Factors Contributing to the November 10th Price Spike

  1. Low net load + consistent energy demand
    Thermal outages remained steady throughout the day and wind production was low, which limited available energy supply. At the same time, net load was slow to decline in the early evening as solar generation ramped down, leaving the SCED with <2GW of available capacity. This combination of steady demand and constrained supply meant there was not much of a safety net left by the evening.
  1. BESS capacity depleted in earlier hours
    The bulk of energy storage units discharged too early, from 5:30-7pm CT, with net output peaking at over 4.2 GW at 5:55pm.
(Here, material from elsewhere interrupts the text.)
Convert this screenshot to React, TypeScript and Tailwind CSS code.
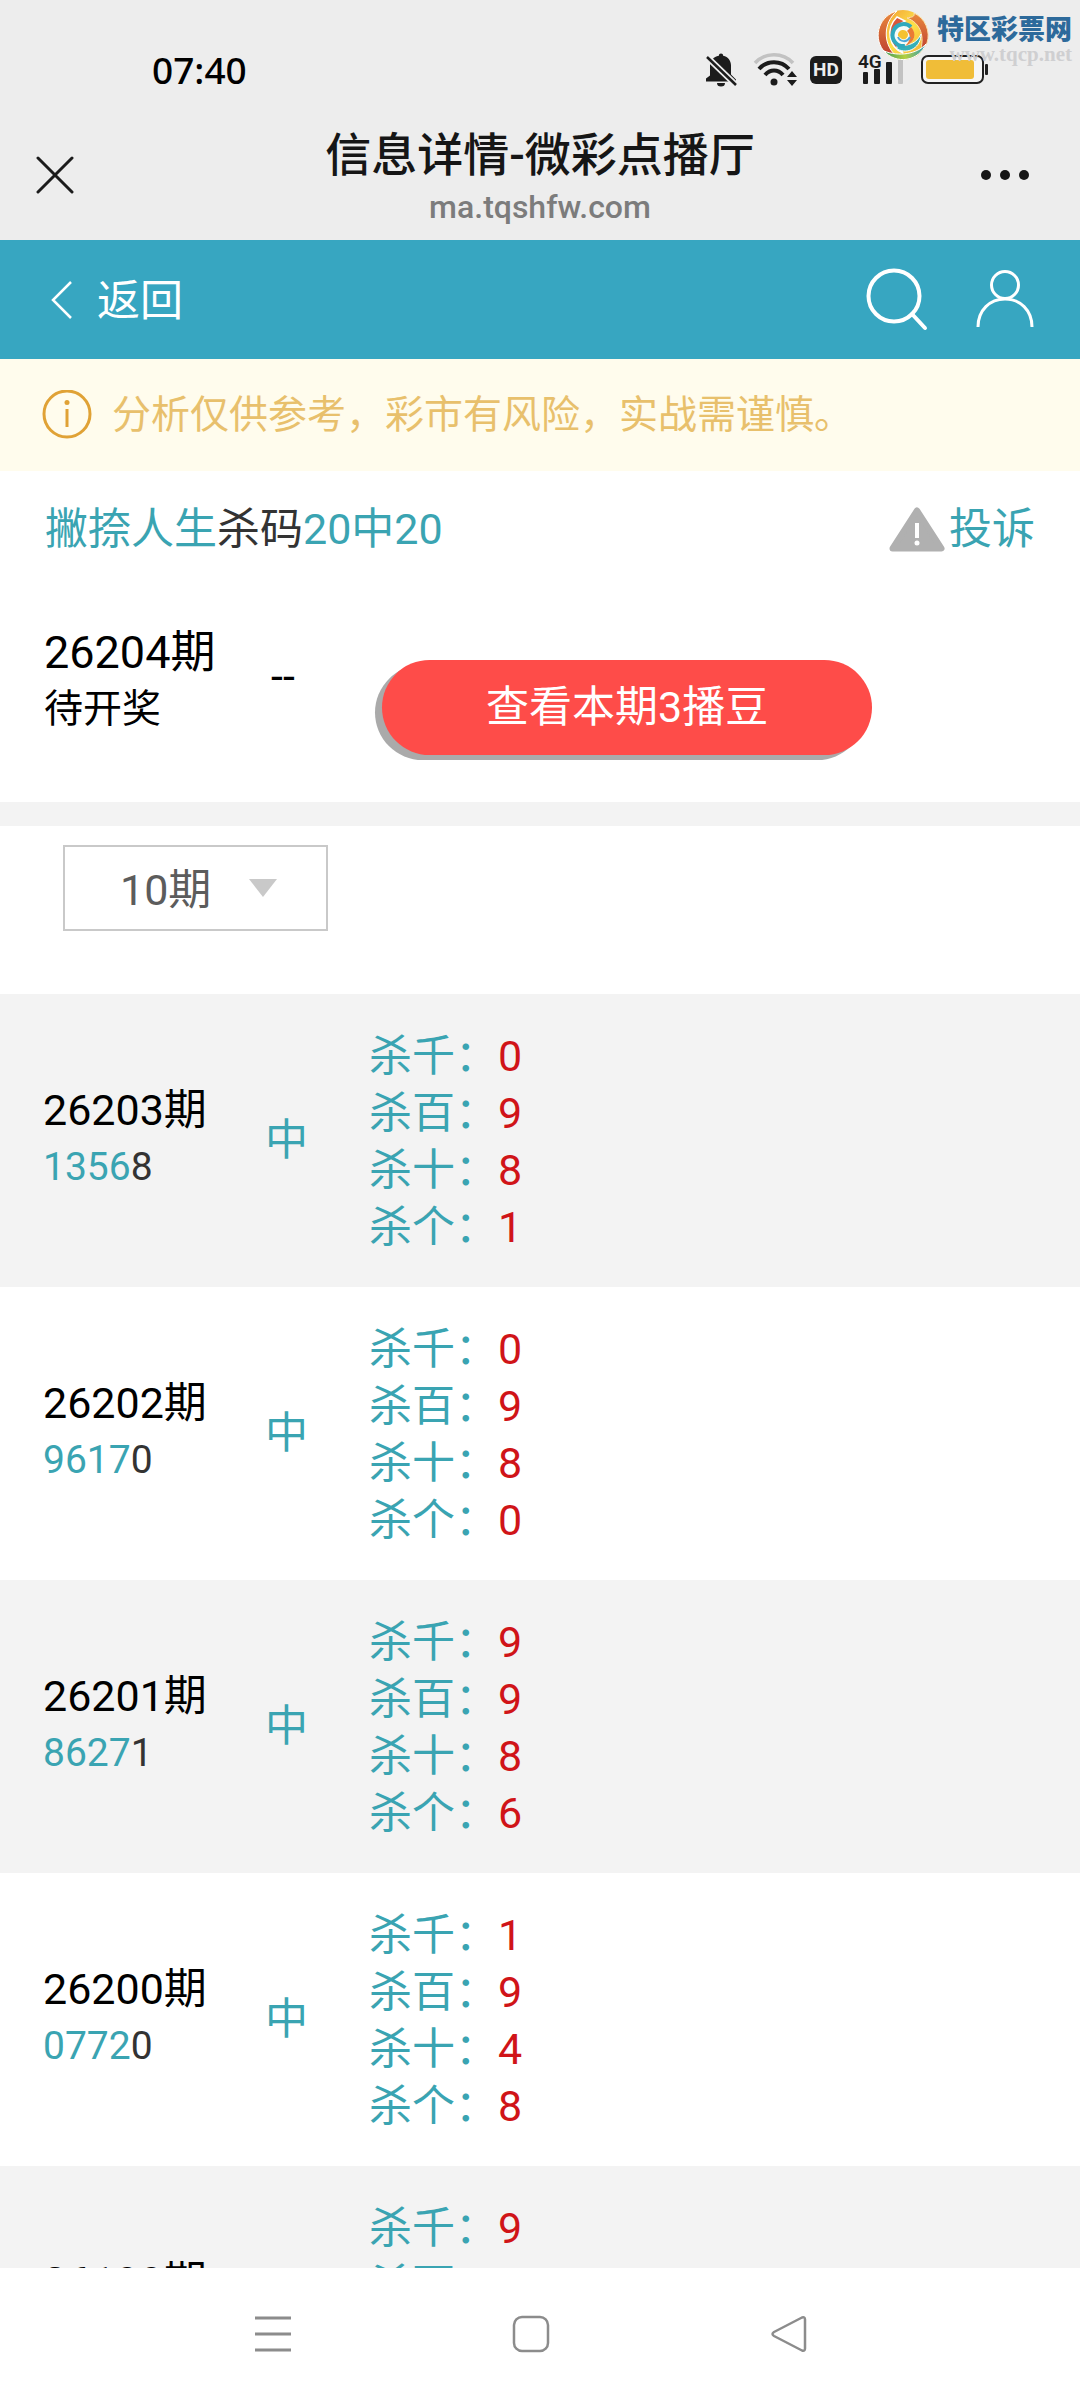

Only 55% of that capacity (2-2.5GW) was discharging into the market peak at 7pm, and only a subset of that discharge would have been exposed to the RT price, depending on each operator’s DA bidding approach.

    The broader fleet was likely targeting the elevated prices earlier in the evening because, on previous days and in the DA market, peak hours were earlier in the evening. Regardless of the reason, it left many batteries with limited or no charge remaining to hit the true market peak.
  1. Ancillary Services were deployed earlier
    There were substantial Regulation Up (Reg Up) deployments around 5pm, depleting the energy capacity of obligated assets. Then, with limited real-time capacity available to the SCED, ERCOT Contingency Reserve Services (ECRS) was deployed, with the greatest release ~7pm. As ECRS committed resources were released, their energy offer curves likely pushed the price higher creating the price speak at 7pm.

With demand remaining and low capacity available to the SCED due to high BESS deployments earlier, prices skyrocketed, nearing the market cap across zones.

Capturing the Peak Prices

In this instance, a tailored DA bidding strategy and continuously updating price forecasts were invaluable. Tyba’s platform recognized the potential for a late evening RT price spike, and shaped a bidding plan that left flexibility for RT operations. By keeping AS bids conservative, our automated strategy ensured enough state of charge was available to take advantage of a high-price window if it materialized. As the operating day unfolded and the probability of an evening RT spike increased, the platform continued adjusting operations to meet that anticipated peak, aligning strategy in real-time to capture maximum revenue.

How November 10th played out: 
Day-Ahead:

Forecasts show probabilistic potential for elevated RT energy prices. This informs the operating strategy, ensuring we do not overcommit to AS or bid into DA energy in the hours leading up to this interval. That way, we allow the flexibility to maneuver in real time and capture the spike.


Operating Day: ~15:00

RT reforecasts show an increased probability of a real time price spike ~IE19/20. 

 


Operating Day: ~19:15

The asset is able to discharge near maximum power capacity, into the high real-time energy prices.

November 10th exemplifies ERCOT’s unpredictable nature and the need for robust tools that can both pick up on anomalies, and enable real-time adaptability. High revenue periods are difficult to predict, but flexible strategies and tools that enable real time adjustments can increase the odds of maximizing revenue when prices spike.